一流のビジネスパーソンの問題解決の指針

『実践版 孫子の兵法』鈴木博毅著(プレジデント社)

ビル・ゲイツ、松下幸之助、本田宗一郎、孫正義。過去の戦争史における将軍で有名な人物は武田信玄。筆者の推測ですが、大河ドラマで話題の軍師、黒田官兵衛も『孫子』を確実に読んでいたでしょう。さらにフランスの皇帝ナポレオンも『孫子』を読んでいたのではという伝説があるほど、この世界に大きな影響を与えた最強の兵法書『孫子』。

現代でも一流のリーダー、優れたビジネスパーソンは『孫子』を愛読していることが少なくありません。しかし疑問も残ります。約2500年前に書かれた『孫子』は、純粋に戦争に勝つための兵法書として世に出ました。現代の私たちは、敵を火攻めにしたり部隊を編成して軍事行動を指揮したりはしません。ならば一流の人物は、『孫子』からいったい何を吸収しているのか。答えはリスクと挑戦のバランス感覚にあるのです。

「戦争は国家の重大事であって、国民の生死、国家の存亡がかかっている。それゆえ、細心な検討を加えなければならない」

「最高の戦い方は、事前に敵の意図を見破ってこれを封じることである。これに次ぐのは、敵の同盟関係を分断して孤立させること。最低の策は、城攻めに訴えることである」(引用『孫子・呉子』守屋洋・守屋淳 プレジデント社より)

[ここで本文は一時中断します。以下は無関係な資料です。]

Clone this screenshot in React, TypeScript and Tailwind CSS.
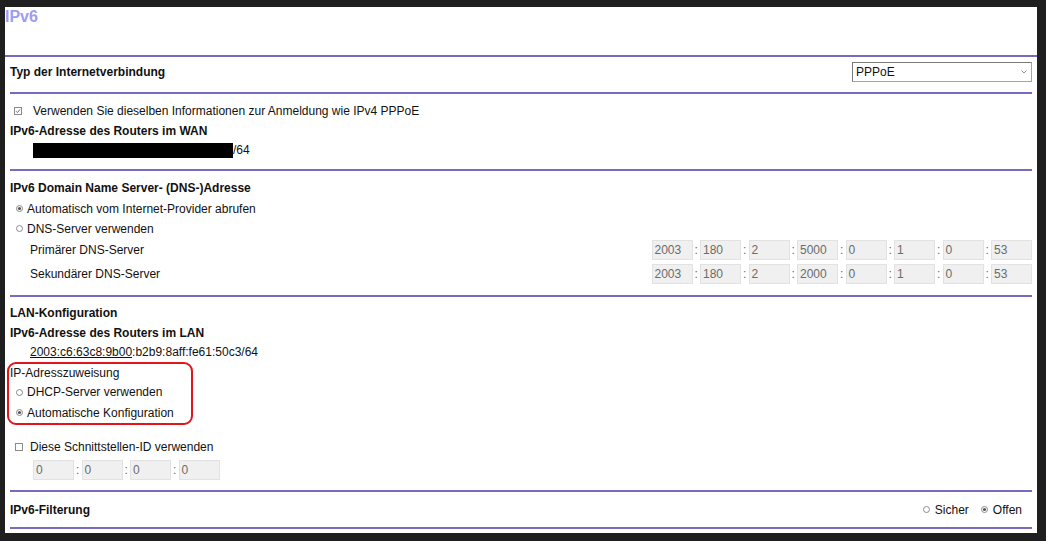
import React from "react";

const font = { fontFamily: '"Liberation Sans", Arial, sans-serif' };

function Check({ checked }: { checked?: boolean }) {
  return (
    <svg width="8" height="8" viewBox="0 0 8 8" className="shrink-0">
      <rect x="0.5" y="0.5" width="7" height="7" fill="#fff" stroke="#8a8a8a" />
      {checked && <path d="M2 4.2 L3.4 5.6 L6 2.4" fill="none" stroke="#6a6a6a" strokeWidth="1" />}
    </svg>
  );
}

function Radio({ checked }: { checked?: boolean }) {
  return (
    <svg width="7" height="7" viewBox="0 0 7 7" className="shrink-0">
      <circle cx="3.5" cy="3.5" r="3" fill="#fff" stroke="#8a8a8a" />
      {checked && <circle cx="3.5" cy="3.5" r="1.6" fill="#555" />}
    </svg>
  );
}

function Line() {
  return <div className="h-[2px] bg-[#766bbf]" />;
}

function Field({ value }: { value: string }) {
  return (
    <div className="w-[41px] h-[20px] bg-[#f0f0f0] border border-[#e2e2e2] text-[#6b6b6b] text-[12px] pl-[2px] flex items-center">
      {value}
    </div>
  );
}

function Fields({ values }: { values: string[] }) {
  return (
    <div className="flex items-center">
      {values.map((v, i) => (
        <React.Fragment key={i}>
          {i > 0 && <span className="w-[7.5px] text-center text-[#6b6b6b] text-[12px]">:</span>}
          <Field value={v} />
        </React.Fragment>
      ))}
    </div>
  );
}

export default function App() {
  return (
    <div className="w-[1046px] h-[541px] bg-[#1f1f1f] pt-[7px] pl-[5px] text-[12px] text-[#111]" style={font}>
      <div className="w-[1032px] h-[526px] bg-white">
        {/* title */}
        <div className="h-[48px] pt-[1px] text-[16px] font-bold text-[#9d9cf2] leading-[18px]">IPv6</div>
        <Line />

        <div className="px-[5px]">
          {/* Verbindungstyp */}
          <div className="flex items-center justify-between pt-[5px] pb-[10px]">
            <span className="font-bold">Typ der Internetverbindung</span>
            <div className="w-[180px] h-[20px] border border-[#a5a5a5] border-t-[#7a7a7a] border-l-[#7a7a7a] flex items-center justify-between pl-[3px] pr-[4px]">
              <span className="text-[12px]">PPPoE</span>
              <svg width="6" height="4" viewBox="0 0 6 4">
                <path d="M0.5 0.5 L3 3 L5.5 0.5" fill="none" stroke="#888" strokeWidth="0.9" />
              </svg>
            </div>
          </div>
          <Line />

          {/* WAN */}
          <div className="pt-[7px] pb-[9px]">
            <div className="h-[20px] flex items-center">
              <span className="ml-[4px] mr-[11px] flex"><Check checked /></span>
              <span>Verwenden Sie dieselben Informationen zur Anmeldung wie IPv4 PPPoE</span>
            </div>
            <div className="h-[19px] flex items-center font-bold">IPv6-Adresse des Routers im WAN</div>
            <div className="h-[20px] flex items-center pl-[23px]">
              <span className="w-[200px] h-[15px] bg-black" />
              <span>/64</span>
            </div>
          </div>
          <Line />

          {/* DNS */}
          <div className="pt-[7px] pb-[9px]">
            <div className="h-[20px] flex items-center font-bold">IPv6 Domain Name Server- (DNS-)Adresse</div>
            <div className="h-[21px] flex items-center">
              <span className="ml-[6px] mr-[4px] flex"><Radio checked /></span>
              <span>Automatisch vom Internet-Provider abrufen</span>
            </div>
            <div className="h-[19px] flex items-center">
              <span className="ml-[6px] mr-[4px] flex"><Radio /></span>
              <span>DNS-Server verwenden</span>
            </div>
            <div className="h-[24px] flex items-center justify-between pl-[20px]">
              <span>Primärer DNS-Server</span>
              <Fields values={["2003", "180", "2", "5000", "0", "1", "0", "53"]} />
            </div>
            <div className="h-[24px] flex items-center justify-between pl-[20px]">
              <span>Sekundärer DNS-Server</span>
              <Fields values={["2003", "180", "2", "2000", "0", "1", "0", "53"]} />
            </div>
          </div>
          <Line />

          {/* LAN */}
          <div className="pt-[6px] pb-[10px]">
            <div className="h-[20px] flex items-center font-bold">LAN-Konfiguration</div>
            <div className="h-[19px] flex items-center font-bold">IPv6-Adresse des Routers im LAN</div>
            <div className="h-[20px] flex items-center pl-[20px]">
              <span className="underline">2003:c6:63c8:9b00</span>
              <span>:b2b9:8aff:fe61:50c3/64</span>
            </div>
            <div className="w-[186px] -ml-[3px] pl-[1px] border-2 border-[#e4141b] rounded-[9px]">
              <div className="h-[18px] flex items-center">IP-Adresszuweisung</div>
              <div className="h-[20px] flex items-center">
                <span className="ml-[6px] mr-[4px] flex"><Radio /></span>
                <span>DHCP-Server verwenden</span>
              </div>
              <div className="h-[21px] flex items-center">
                <span className="ml-[6px] mr-[4px] flex"><Radio checked /></span>
                <span>Automatische Konfiguration</span>
              </div>
            </div>
            <div className="h-[20px] mt-[12px] flex items-center">
              <span className="ml-[5px] mr-[7px] flex"><Check /></span>
              <span>Diese Schnittstellen-ID verwenden</span>
            </div>
            <div className="mt-[3px] pl-[23px]">
              <Fields values={["0", "0", "0", "0"]} />
            </div>
          </div>
          <Line />

          {/* Filter */}
          <div className="h-[35px] flex items-center justify-between">
            <span className="font-bold">IPv6-Filterung</span>
            <div className="flex items-center pr-[10px]">
              <span className="mr-[5px] flex"><Radio /></span>
              <span>Sicher</span>
              <span className="ml-[12px] mr-[5px] flex"><Radio checked /></span>
              <span>Offen</span>
            </div>
          </div>
          <Line />
        </div>
      </div>
    </div>
  );
}
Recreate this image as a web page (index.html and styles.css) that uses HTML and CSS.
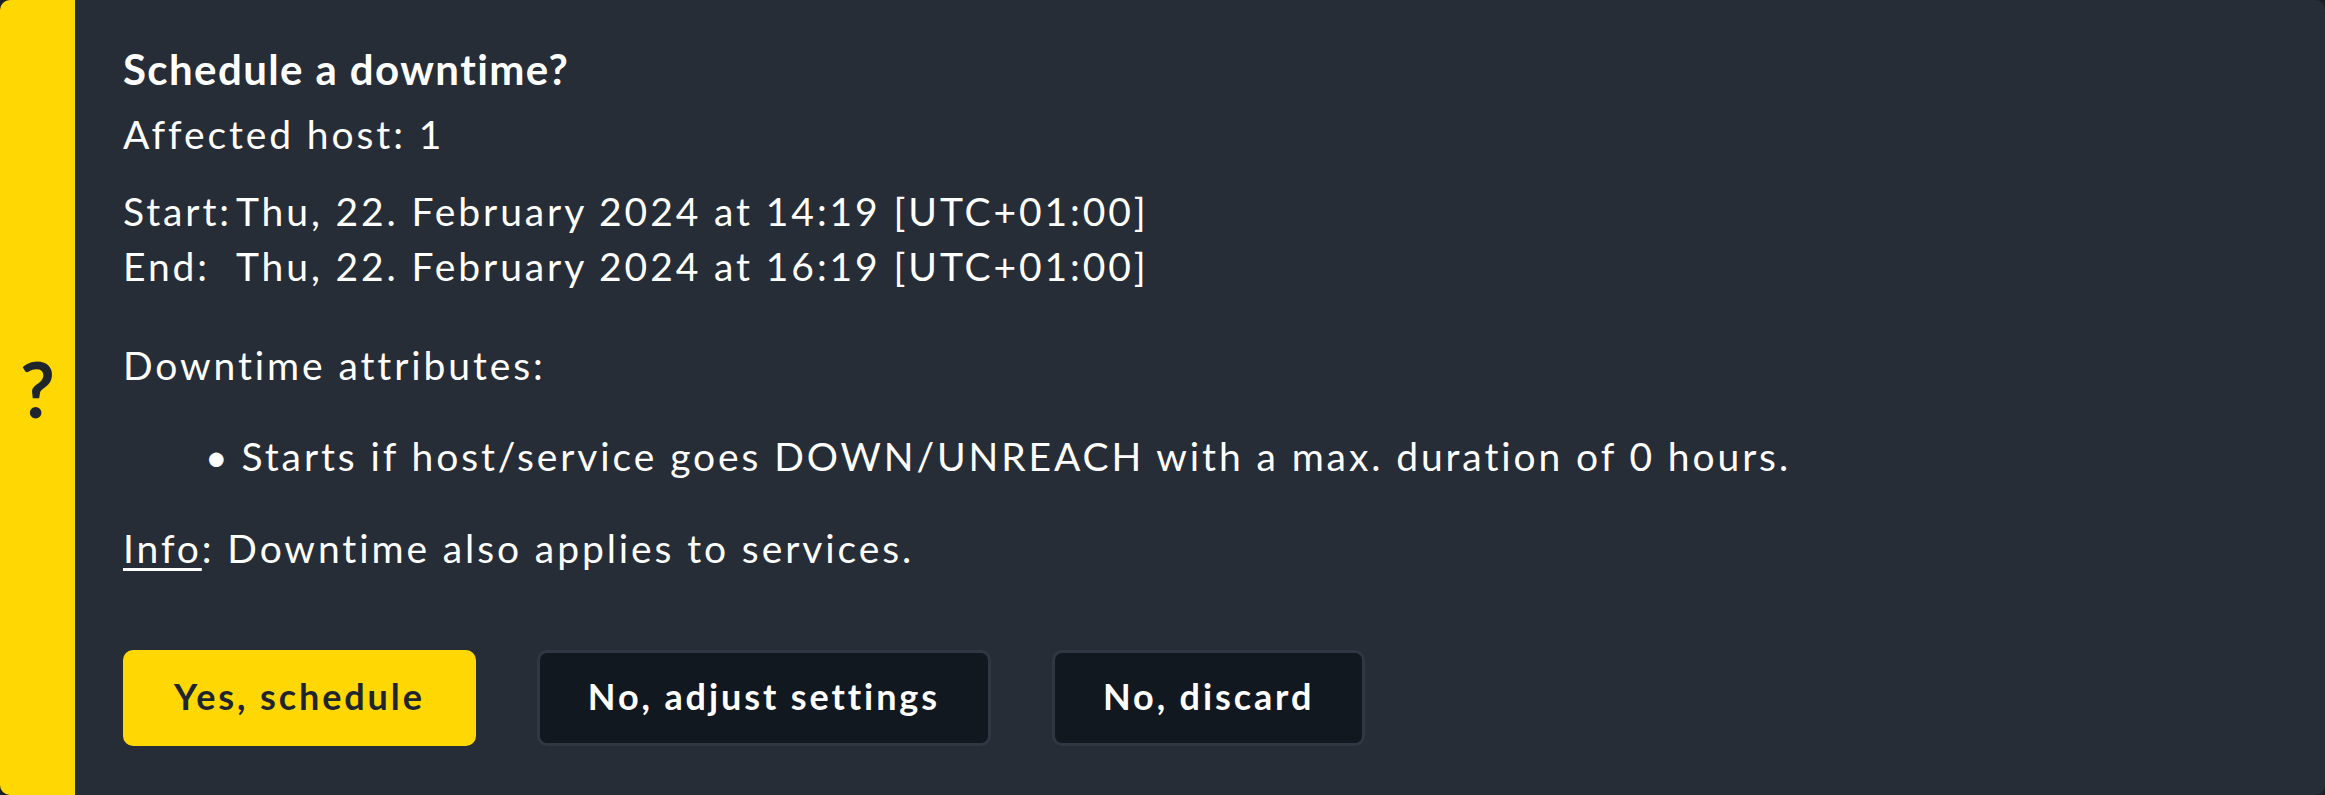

2つの引用を読むと、孫子がリスクを強く意識した思想を持つことがわかります。しかしリスクを怖がるだけで、何の行動も起こせなければ戦争には勝てませんし、ビジネスを前に進めて成功もできません。あらゆる挑戦と競争が、リスクを持つ存在であると理解しながら、あえて挑戦するならどうすべきか、まさにリーダーが決断すべき「前進」と「危機管理」をバランスよく行うための、極めて優れた指針が孫子には含まれているのです。